Estimating the Distributions of P-Values

Recall that p-values are defined as the following:

A p-value is the probability that we observe a test statistic at least as extreme as the one we calculated, assuming the null hypothesis is true.

It isn’t immediately obvious what that definition means, so let’s look at some examples to really get an idea of what p-values are, and how they work.

Let’s start very simple and say we have 5 data points: x = <1, 2, 3, 4, 5>. Let’s also assume the data were generated from some normal distribution with a known variance $\sigma$ but an unknown mean $\mu_0$. What would be a good guess for the true mean?
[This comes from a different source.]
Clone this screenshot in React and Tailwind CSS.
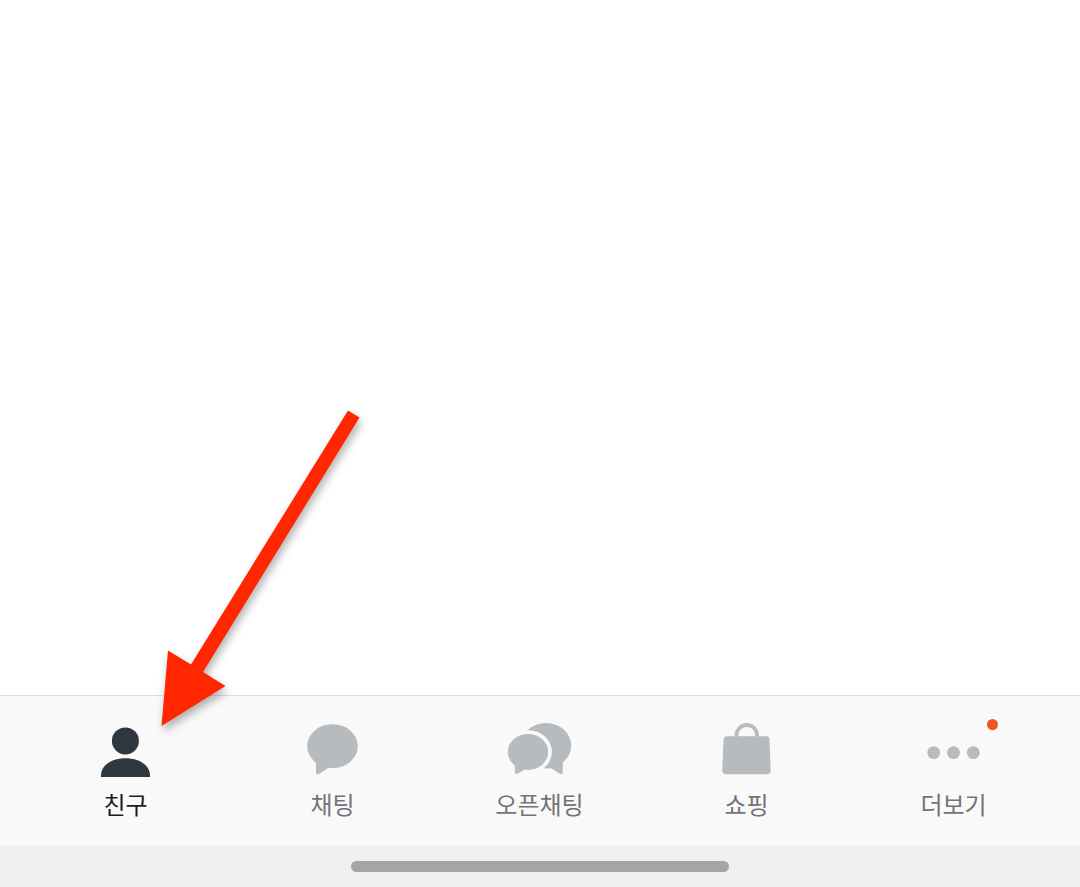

We know that this data could come from any normal distribution, so let’s make two wild guesses:

  1. The true mean is 100.
  2. The true mean is 3.

Intuitively, we know that 3 is the better guess. But how do we actually determine which of these guesses is more likely? By looking at the data and asking “how likely was the data to occur, assuming the guess is true?”

  1. What is the probability that we observed x=<1,2,3,4,5assuming the mean is 100? Probabiliy pretty low. And because the p-value is low, we “reject the null hypothesis” that $\mu_0 = 100$.
  2. What is the probability that we observed x=<1,2,3,4,5assuming the mean is 3? Seems reasonable. However, something to be careful of is that p-values do not prove anything. Just because it is probable for the true mean to be 3, does not mean we know the true mean is 3. If we have a high p-value, we “fail to reject the null hypothesis” that $\mu_0 = 3$.

What do “low” and “high” mean? That is where your significance level $\alpha$ comes back into play. We consider a p-value low if the p-value is less than $\alpha$, and high if it is greater than $\alpha$.

That was a lot of words, and not a lot of math, so let’s actually simulate some data, make some hypotheses, and calculate some p-values.

Start by generating 5 data points from the standard normal distribution using the rnorm() function and save the values as d1. Keep the set.seed(1) in the below cell to make you random samples reproducable.

set.seed(1)
d1 <- rnorm(5)
print(d1)
[1] -0.6264538  0.1836433 -0.8356286  1.5952808  0.3295078

Now forget that those values came from a standard normal. We know they came from a normal with standard deviation $\sigma=1$, but have an unknown mean $\mu_0$.

We want to find a reasonable guess for this true mean, so we make some guesses. Let’s say the null hypothesis is $H_0: \mu_0 = 0$ and the alternative hypothesis is $H_1: \mu_0 \ne 0$.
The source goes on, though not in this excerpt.